_AIM_:
Filter the listing and keep only the lines with the word "styles".

* * * * * * *

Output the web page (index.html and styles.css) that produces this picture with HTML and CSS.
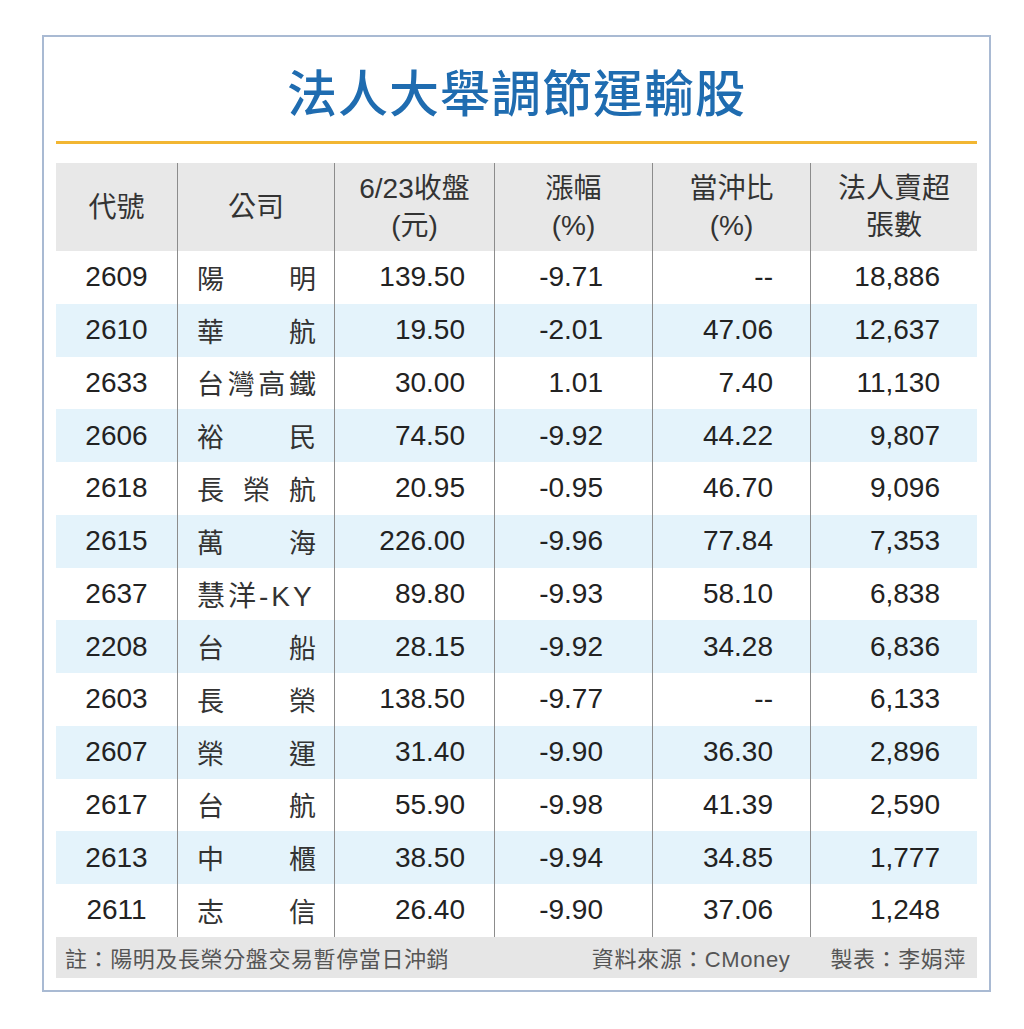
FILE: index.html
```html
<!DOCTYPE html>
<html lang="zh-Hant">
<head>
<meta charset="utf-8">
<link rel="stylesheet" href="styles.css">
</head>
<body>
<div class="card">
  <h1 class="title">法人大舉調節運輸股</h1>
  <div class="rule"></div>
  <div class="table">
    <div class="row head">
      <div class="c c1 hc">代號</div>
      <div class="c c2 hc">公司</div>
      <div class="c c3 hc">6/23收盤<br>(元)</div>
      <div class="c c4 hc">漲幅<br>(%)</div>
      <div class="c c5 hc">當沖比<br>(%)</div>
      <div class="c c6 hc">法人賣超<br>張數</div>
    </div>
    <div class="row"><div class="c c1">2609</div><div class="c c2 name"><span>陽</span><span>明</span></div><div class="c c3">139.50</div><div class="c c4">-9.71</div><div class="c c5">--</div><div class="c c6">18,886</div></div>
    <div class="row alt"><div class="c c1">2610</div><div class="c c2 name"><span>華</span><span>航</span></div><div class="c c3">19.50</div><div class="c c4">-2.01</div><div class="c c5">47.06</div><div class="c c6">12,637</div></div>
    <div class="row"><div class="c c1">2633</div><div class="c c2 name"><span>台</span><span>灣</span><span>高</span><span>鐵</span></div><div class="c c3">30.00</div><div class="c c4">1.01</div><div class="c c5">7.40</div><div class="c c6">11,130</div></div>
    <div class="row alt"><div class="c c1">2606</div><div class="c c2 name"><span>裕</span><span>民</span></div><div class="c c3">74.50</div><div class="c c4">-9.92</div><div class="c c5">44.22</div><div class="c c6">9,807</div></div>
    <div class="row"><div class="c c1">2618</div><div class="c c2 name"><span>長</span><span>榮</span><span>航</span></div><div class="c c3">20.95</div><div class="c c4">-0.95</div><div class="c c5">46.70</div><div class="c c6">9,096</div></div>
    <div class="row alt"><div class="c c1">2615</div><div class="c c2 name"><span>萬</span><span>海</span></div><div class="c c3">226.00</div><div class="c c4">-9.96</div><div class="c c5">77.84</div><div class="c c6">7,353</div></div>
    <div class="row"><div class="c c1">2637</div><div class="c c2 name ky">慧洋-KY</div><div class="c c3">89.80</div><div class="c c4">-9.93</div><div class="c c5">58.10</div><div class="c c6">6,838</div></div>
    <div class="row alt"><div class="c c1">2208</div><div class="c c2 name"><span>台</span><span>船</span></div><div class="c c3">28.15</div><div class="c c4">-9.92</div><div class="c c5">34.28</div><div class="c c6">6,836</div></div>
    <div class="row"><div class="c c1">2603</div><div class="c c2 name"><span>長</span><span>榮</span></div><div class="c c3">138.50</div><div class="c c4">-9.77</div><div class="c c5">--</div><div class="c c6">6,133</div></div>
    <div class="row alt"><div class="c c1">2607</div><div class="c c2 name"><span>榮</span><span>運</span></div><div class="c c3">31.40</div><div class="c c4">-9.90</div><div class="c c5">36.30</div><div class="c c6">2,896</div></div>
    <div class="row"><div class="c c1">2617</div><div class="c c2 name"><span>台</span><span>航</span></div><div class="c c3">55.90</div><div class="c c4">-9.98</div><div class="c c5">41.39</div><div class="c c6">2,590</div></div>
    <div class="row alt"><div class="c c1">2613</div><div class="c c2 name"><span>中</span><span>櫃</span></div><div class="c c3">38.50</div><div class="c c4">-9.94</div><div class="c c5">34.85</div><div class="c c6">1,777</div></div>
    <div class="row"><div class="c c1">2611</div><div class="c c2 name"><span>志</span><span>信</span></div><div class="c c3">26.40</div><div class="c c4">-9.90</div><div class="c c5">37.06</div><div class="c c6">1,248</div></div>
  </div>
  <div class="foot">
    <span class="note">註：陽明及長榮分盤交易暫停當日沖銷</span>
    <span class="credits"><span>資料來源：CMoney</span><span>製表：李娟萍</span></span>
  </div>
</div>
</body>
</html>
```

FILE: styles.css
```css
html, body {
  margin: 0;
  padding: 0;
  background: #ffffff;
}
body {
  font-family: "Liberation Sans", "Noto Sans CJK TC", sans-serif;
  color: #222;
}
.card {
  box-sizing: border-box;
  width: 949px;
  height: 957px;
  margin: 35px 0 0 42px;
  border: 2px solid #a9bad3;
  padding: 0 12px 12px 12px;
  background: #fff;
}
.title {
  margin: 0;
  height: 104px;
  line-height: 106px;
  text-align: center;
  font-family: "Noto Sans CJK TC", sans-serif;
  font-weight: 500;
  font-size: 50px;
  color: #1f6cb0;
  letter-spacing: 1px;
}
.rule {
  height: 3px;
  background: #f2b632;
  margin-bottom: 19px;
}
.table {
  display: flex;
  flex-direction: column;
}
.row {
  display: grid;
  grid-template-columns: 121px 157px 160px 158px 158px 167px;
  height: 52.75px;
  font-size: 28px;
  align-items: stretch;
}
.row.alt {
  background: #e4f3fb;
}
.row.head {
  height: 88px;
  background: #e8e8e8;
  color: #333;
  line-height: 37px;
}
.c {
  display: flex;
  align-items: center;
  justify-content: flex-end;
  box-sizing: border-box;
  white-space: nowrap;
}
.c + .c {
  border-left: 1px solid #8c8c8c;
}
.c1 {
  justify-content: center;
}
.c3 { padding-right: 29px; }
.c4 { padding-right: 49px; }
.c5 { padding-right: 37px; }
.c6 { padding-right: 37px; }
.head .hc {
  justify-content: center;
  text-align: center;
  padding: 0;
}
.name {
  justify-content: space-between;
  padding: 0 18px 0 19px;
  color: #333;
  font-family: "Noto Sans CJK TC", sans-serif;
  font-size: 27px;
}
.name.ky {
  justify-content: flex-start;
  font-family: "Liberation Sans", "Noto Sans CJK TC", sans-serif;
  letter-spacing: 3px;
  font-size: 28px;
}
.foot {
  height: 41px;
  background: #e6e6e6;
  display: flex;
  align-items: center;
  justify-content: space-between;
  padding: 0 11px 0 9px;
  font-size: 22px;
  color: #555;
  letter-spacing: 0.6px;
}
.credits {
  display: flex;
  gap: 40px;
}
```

* * * * * * *

_REPLY_:
Output the web page (index.html and styles.css) that produces this picture with HTML and CSS.
<link rel="stylesheet" href="styles.css">
FILE: styles.css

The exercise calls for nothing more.